**EXERCISE AIM:** Pull out all lines from the listing below in which the word "that" appears.

**SOURCE DATA:**
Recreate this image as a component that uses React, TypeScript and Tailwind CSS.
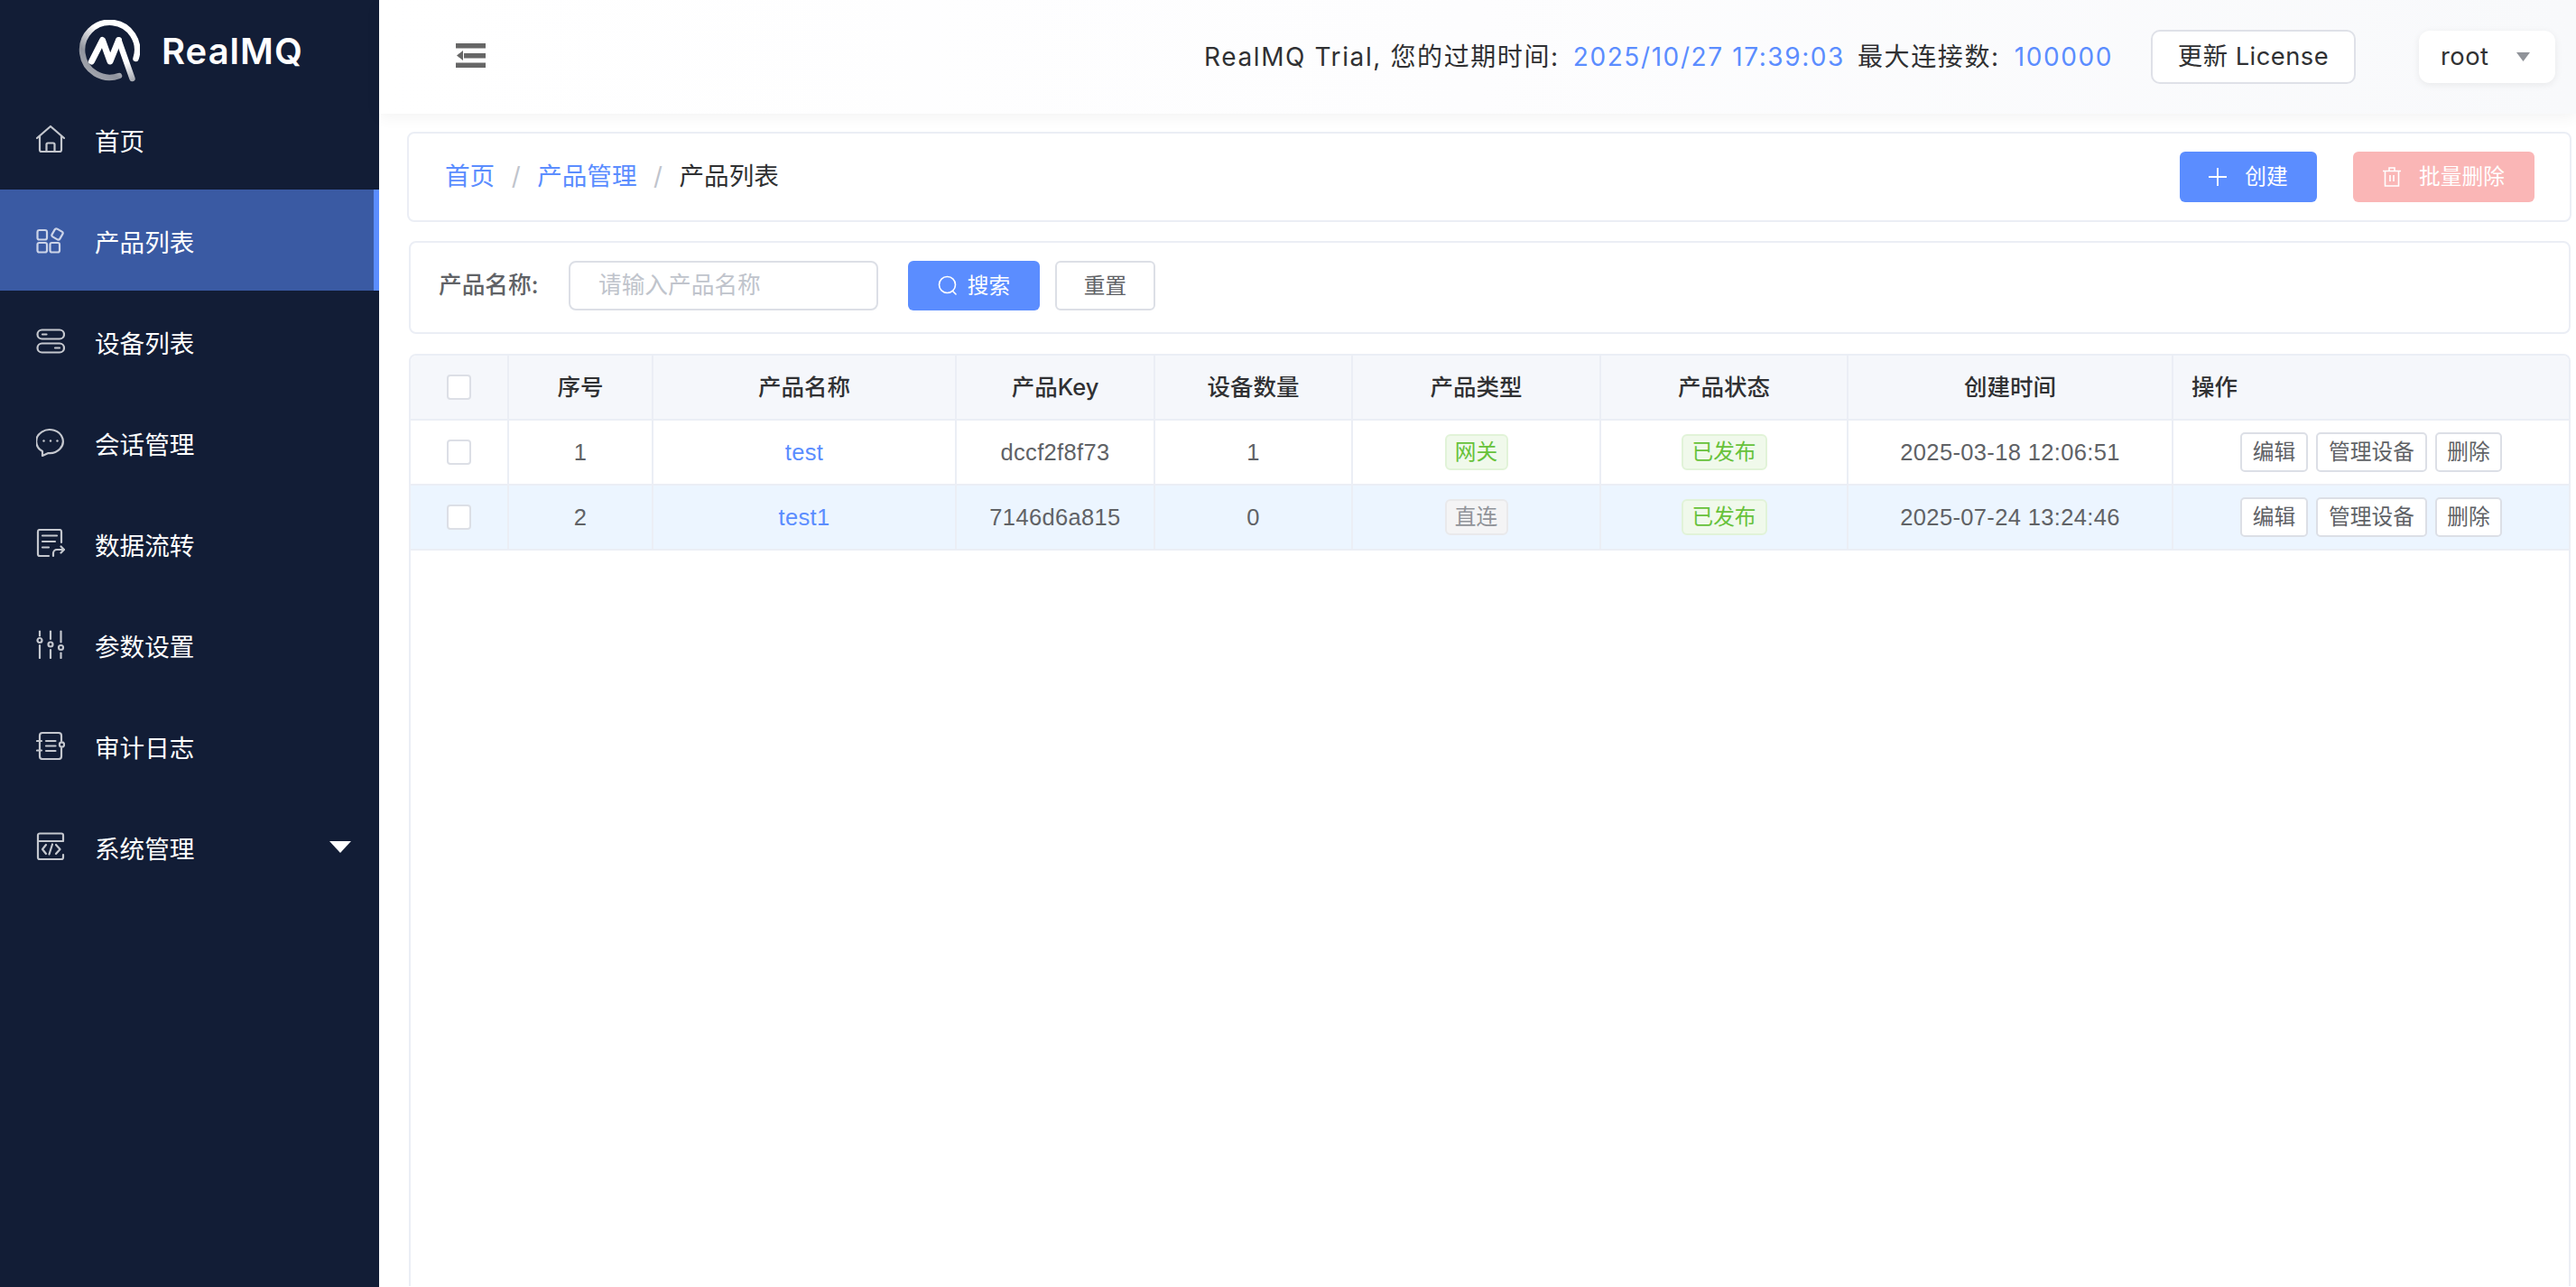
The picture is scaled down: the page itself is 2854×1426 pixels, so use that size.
import React from "react";

const Logo = () => (
  <svg width="68" height="70" viewBox="0 0 68 70" fill="none">
    <defs>
      <linearGradient id="ring" x1="55" y1="5" x2="10" y2="60" gradientUnits="userSpaceOnUse">
        <stop offset="0.35" stopColor="#ffffff" />
        <stop offset="0.75" stopColor="#8f939d" />
        <stop offset="1" stopColor="#a5a8b0" />
      </linearGradient>
      <linearGradient id="tail" x1="48" y1="40" x2="60" y2="66" gradientUnits="userSpaceOnUse">
        <stop offset="0.3" stopColor="#ffffff" />
        <stop offset="1" stopColor="#a9acb4" />
      </linearGradient>
    </defs>
    <path d="M63.5 43 A30.5 30.5 0 1 0 45 62" stroke="url(#ring)" strokeWidth="6.5" strokeLinecap="round" />
    <path d="M14.5 46 L26.5 22.5 L35 46 L44.5 22.5" stroke="#ffffff" strokeWidth="7" strokeLinecap="round" strokeLinejoin="round" />
    <path d="M44.5 22.5 L59.5 65" stroke="url(#tail)" strokeWidth="6.5" strokeLinecap="round" />
  </svg>
);

const sv = { width: 32, height: 32, viewBox: "0 0 32 32", fill: "none", stroke: "currentColor", strokeWidth: 2.2, strokeLinecap: "round" as const, strokeLinejoin: "round" as const };

const icons: Record<string, React.ReactNode> = {
  home: (
    <svg {...sv}>
      <path d="M1 15 L16 2 L31 15" />
      <path d="M4 13 V28 a2 2 0 0 0 2 2 H26 a2 2 0 0 0 2 -2 V13" />
      <path d="M11.5 30 V22 a1.5 1.5 0 0 1 1.5 -1.5 H19 a1.5 1.5 0 0 1 1.5 1.5 V30" />
    </svg>
  ),
  product: (
    <svg {...sv}>
      <rect x="1.5" y="5" width="10.5" height="10.5" rx="2" />
      <rect x="1.5" y="19" width="10.5" height="10.5" rx="2" />
      <rect x="15.5" y="19" width="10.5" height="10.5" rx="2" />
      <rect x="18.5" y="4.5" width="10" height="10" rx="2" transform="rotate(30 23.5 9.5)" />
    </svg>
  ),
  device: (
    <svg {...sv}>
      <rect x="1.5" y="3.5" width="29.5" height="10" rx="5" />
      <rect x="1.5" y="18.5" width="29.5" height="10" rx="5" />
      <path d="M7 8.5 H11.5" />
      <path d="M21 23.5 H26" />
    </svg>
  ),
  chat: (
    <svg {...sv}>
      <path d="M7 31 V26 A14.8 13 0 1 1 13.5 28 Z" />
      <circle cx="8.5" cy="14.5" r="1.2" fill="currentColor" stroke="none" />
      <circle cx="16" cy="14.5" r="1.2" fill="currentColor" stroke="none" />
      <circle cx="23.5" cy="14.5" r="1.2" fill="currentColor" stroke="none" />
    </svg>
  ),
  flow: (
    <svg {...sv}>
      <path d="M28 15 V3 a2 2 0 0 0 -2 -2 H4 a2 2 0 0 0 -2 2 V28 a2 2 0 0 0 2 2 H14" />
      <path d="M7 7.5 H23" />
      <path d="M7 14 H21" />
      <path d="M7 20.5 H14" />
      <path d="M19 30 V27 a4 4 0 0 1 4 -4 H30.5" />
      <path d="M27.5 19.5 L31 23 L27.5 26.5" />
    </svg>
  ),
  params: (
    <svg {...sv}>
      <path d="M4 1.5 V6.5" />
      <path d="M4 17 V31" />
      <path d="M16 1.5 V10" />
      <path d="M16 22 V31" />
      <path d="M27.5 1.5 V13.5" />
      <path d="M27.5 25.5 V31" />
      <circle cx="4" cy="11.5" r="2.5" />
      <circle cx="16" cy="16" r="2.5" />
      <circle cx="27.5" cy="19.5" r="2.5" />
    </svg>
  ),
  audit: (
    <svg {...sv}>
      <path d="M28 11 V5 a3 3 0 0 0 -3 -3 H7 a3 3 0 0 0 -3 3 V28 a3 3 0 0 0 3 3 H25 a3 3 0 0 0 3 -3 V19" />
      <path d="M1 11 H6" />
      <path d="M1 21.5 H6" />
      <path d="M11 11 H21.5" />
      <path d="M11 16.5 H21.5" />
      <path d="M11 22 H21.5" />
      <circle cx="28.5" cy="15" r="2.6" />
    </svg>
  ),
  system: (
    <svg {...sv}>
      <path d="M30 9.5 V3.5 a2 2 0 0 0 -2 -2 H4 a2 2 0 0 0 -2 2 V28 a2 2 0 0 0 2 2 H28 a2 2 0 0 0 2 -2 V25" />
      <path d="M2 10 H30" />
      <path d="M11 14 L7 19 L11 24" />
      <path d="M18 13.5 L14.5 24.5" />
      <path d="M22 14 L26.5 19 L22 24" />
    </svg>
  ),
};

const menu = [
  ["home", "首页"],
  ["product", "产品列表"],
  ["device", "设备列表"],
  ["chat", "会话管理"],
  ["flow", "数据流转"],
  ["params", "参数设置"],
  ["audit", "审计日志"],
  ["system", "系统管理"],
];

const Sidebar = () => (
  <aside className="w-[420px] h-full shrink-0 bg-[#121d36] text-white">
    <div className="h-[98px] flex items-center pl-[87px] pt-[16px]">
      <Logo />
      <span className="ml-[24px] text-[40px] font-semibold tracking-[1px] leading-none">RealMQ</span>
    </div>
    {menu.map(([k, t], i) => (
      <div key={k} className={`h-[112px] flex items-center pl-[40px] relative ${i === 1 ? "bg-[#3a5aa3] border-r-[6px] border-[#5b8dff]" : ""}`}>
        <span className={i === 1 ? "text-[#ccd4e8]" : "text-[#c4c7ce]"}>{icons[k]}</span>
        <span className="ml-[33px] text-[27.6px] leading-none pt-[8px] text-white">{t}</span>
        {i === 7 && (
          <svg className="ml-auto mr-[31px]" width="24" height="13" viewBox="0 0 24 13">
            <path d="M0 0 H24 L12 13 Z" fill="#fff" />
          </svg>
        )}
      </div>
    ))}
  </aside>
);

const Header = () => (
  <header className="h-[126px] shrink-0 relative z-10 flex items-center pl-[85px] pr-[23px] bg-gradient-to-r from-white via-[#fdfdfe] to-[#f8f9fb] shadow-[0_4px_16px_rgba(0,0,0,0.05)]">
    <svg className="mb-[3px]" width="33" height="27" viewBox="0 0 33 27" fill="#666">
      <rect width="33" height="5.5" />
      <rect x="9" y="11" width="24" height="5.5" />
      <rect y="21.5" width="33" height="5.5" />
      <path d="M8 8 V19 L1 13.5 Z" />
    </svg>
    <div className="ml-auto flex items-center text-[28px] tracking-[1.6px] text-[#303133]">
      <span>RealMQ Trial, 您的过期时间:</span>
      <span className="ml-[15px] text-[#5b8dff]">2025/10/27 17:39:03</span>
      <span className="ml-[14px]">最大连接数:</span>
      <span className="ml-[16px] text-[#5b8dff]">100000</span>
    </div>
    <button className="ml-[42px] w-[227px] h-[60px] rounded-[10px] border-2 border-[#dfe1e8] bg-white text-[27.3px] tracking-[0.5px] text-[#303133]">更新 License</button>
    <div className="ml-[70px] w-[151px] h-[58px] rounded-[12px] bg-white shadow-[0_2px_8px_rgba(0,0,0,0.07)] flex items-center pl-[24px] text-[27.3px] tracking-[0.5px] text-[#303133]">
      <span>root</span>
      <svg className="ml-[30px]" width="15" height="10" viewBox="0 0 15 10"><path d="M0 0 H15 L7.5 10 Z" fill="#909399" /></svg>
    </div>
  </header>
);

const Breadcrumb = () => (
  <div className="ml-[31px] mt-[20px] w-[2398px] h-[100px] shrink-0 bg-white border-2 border-[#ebeef5] rounded-[8px] flex items-center pl-[40px] pr-[39px] text-[27.6px]">
    <span className="text-[#5b8dff]">首页</span>
    <span className="mx-[18.5px] text-[#c0c4cc]">/</span>
    <span className="text-[#5b8dff]">产品管理</span>
    <span className="mx-[18.5px] text-[#c0c4cc]">/</span>
    <span className="text-[#303133]">产品列表</span>
    <button className="ml-auto w-[152px] h-[56px] rounded-[6px] bg-[#5b8dff] text-white text-[23.7px] flex items-center justify-center">
      <svg className="mr-[20px]" width="20" height="20" viewBox="0 0 20 20" stroke="#fff" strokeWidth="1.8"><path d="M10 0 V20 M0 10 H20" /></svg>
      创建
    </button>
    <button className="ml-[40px] w-[201px] h-[56px] rounded-[6px] bg-[#fab6b6] text-white text-[23.7px] flex items-center justify-center">
      <svg className="mr-[20px]" width="20" height="22" viewBox="0 0 20 22" fill="none" stroke="#fff" strokeWidth="1.6"><path d="M0 4.5 H20 M7 4 V1 H13 V4 M2.5 4.5 V21 H17.5 V4.5 M8 9 V16 M12 9 V16" /></svg>
      批量删除
    </button>
  </div>
);

const SearchBar = () => (
  <div className="ml-[33px] mt-[21px] w-[2395px] h-[103px] shrink-0 bg-white border-2 border-[#ebeef5] rounded-[8px] flex items-center pl-[31px] pb-[4px] text-[23.7px]">
    <span className="w-[144px] shrink-0 text-[25.7px] font-medium text-[#606266] whitespace-nowrap">产品名称:</span>
    <div className="w-[343px] h-[55px] border-2 border-[#dcdfe6] rounded-[8px] flex items-center pl-[31px] text-[25.7px] text-[#c0c4cc]">请输入产品名称</div>
    <button className="ml-[33px] w-[146px] h-[55px] rounded-[6px] bg-[#5b8dff] text-white flex items-center justify-center">
      <svg className="mr-[11px]" width="22" height="24" viewBox="0 0 22 24" fill="none" stroke="#fff" strokeWidth="1.6" strokeLinecap="round"><circle cx="10.5" cy="10.5" r="9" /><path d="M16.5 17.5 L20 21" /></svg>
      搜索
    </button>
    <button className="ml-[17px] w-[111px] h-[55px] rounded-[6px] border-2 border-[#dcdfe6] bg-white text-[#606266]">重置</button>
  </div>
);

const cols = "grid grid-cols-[109px_160px_336px_220px_219px_275px_274px_360px_438px]";
const headCell = "flex items-center justify-center border-r-2 border-[#ebeef5]";
const cell = "flex items-center justify-center border-r-2 border-[#ebeef5]";
const dataCell = "flex items-center justify-center border-r-2 border-[#ebeef5] font-['Liberation_Sans',sans-serif] tracking-[0.35px]";

const Check = () => <span className="block w-[27px] h-[28px] rounded-[4px] border-2 border-[#dcdfe6] bg-white" />;

const Tag = ({ kind, w, children }: { kind: "green" | "gray"; w: string; children: React.ReactNode }) => (
  <span className={`${w} h-[40px] rounded-[6px] border-2 flex items-center justify-center text-[23.7px] ${kind === "green" ? "bg-[#f0f9eb] border-[#e1f3d8] text-[#67c23a]" : "bg-[#f4f4f5] border-[#e9e9eb] text-[#909399]"}`}>{children}</span>
);

const OpBtn = ({ w, children }: { w: string; children: React.ReactNode }) => (
  <button className={`${w} h-[44px] rounded-[5px] border-2 border-[#dcdfe6] bg-white text-[23.7px] text-[#606266]`}>{children}</button>
);

const rows = [
  { n: "1", name: "test", key: "dccf2f8f73", count: "1", type: "网关", kind: "green" as const, time: "2025-03-18 12:06:51", bg: "bg-white" },
  { n: "2", name: "test1", key: "7146d6a815", count: "0", type: "直连", kind: "gray" as const, time: "2025-07-24 13:24:46", bg: "bg-[#ecf5ff]" },
];

const Table = () => (
  <div className="ml-[33px] mt-[22px] w-[2395px] flex-1 bg-white border-2 border-b-0 border-[#ebeef5] rounded-t-[8px] overflow-hidden mb-[1px]">
    <div className={`${cols} h-[72px] bg-[#f5f7fb] border-b-2 border-[#ebeef5] text-[25.5px] font-medium text-[#303133]`}>
      <div className={headCell}><Check /></div>
      <div className={headCell}>序号</div>
      <div className={headCell}>产品名称</div>
      <div className={headCell}>产品Key</div>
      <div className={headCell}>设备数量</div>
      <div className={headCell}>产品类型</div>
      <div className={headCell}>产品状态</div>
      <div className={headCell}>创建时间</div>
      <div className="flex items-center pl-[20px]">操作</div>
    </div>
    {rows.map((r) => (
      <div key={r.n} className={`${cols} h-[72px] ${r.bg} border-b-2 border-[#ebeef5] text-[25.5px] text-[#606266]`}>
        <div className={cell}><Check /></div>
        <div className={dataCell}>{r.n}</div>
        <div className={`${dataCell} text-[#5b8dff]`}>{r.name}</div>
        <div className={dataCell}>{r.key}</div>
        <div className={dataCell}>{r.count}</div>
        <div className={cell}><Tag kind={r.kind} w="w-[70px]">{r.type}</Tag></div>
        <div className={cell}><Tag kind="green" w="w-[95px]">已发布</Tag></div>
        <div className={dataCell}>{r.time}</div>
        <div className="flex items-center justify-center gap-[9px]">
          <OpBtn w="w-[75px]">编辑</OpBtn>
          <OpBtn w="w-[123px]">管理设备</OpBtn>
          <OpBtn w="w-[74px]">删除</OpBtn>
        </div>
      </div>
    ))}
  </div>
);

export default function App() {
  return (
    <div className="w-[2854px] h-[1426px] flex overflow-hidden bg-white font-['Inter','Noto_Sans_CJK_SC',sans-serif]">
      <Sidebar />
      <main className="flex-1 min-w-0 flex flex-col">
        <Header />
        <Breadcrumb />
        <SearchBar />
        <Table />
      </main>
    </div>
  );
}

**RESPONSE BELOW:**
Recreate this image as a component that uses React, TypeScript and Tailwind CSS.
The picture is scaled down: the page itself is 2854×1426 pixels, so use that size.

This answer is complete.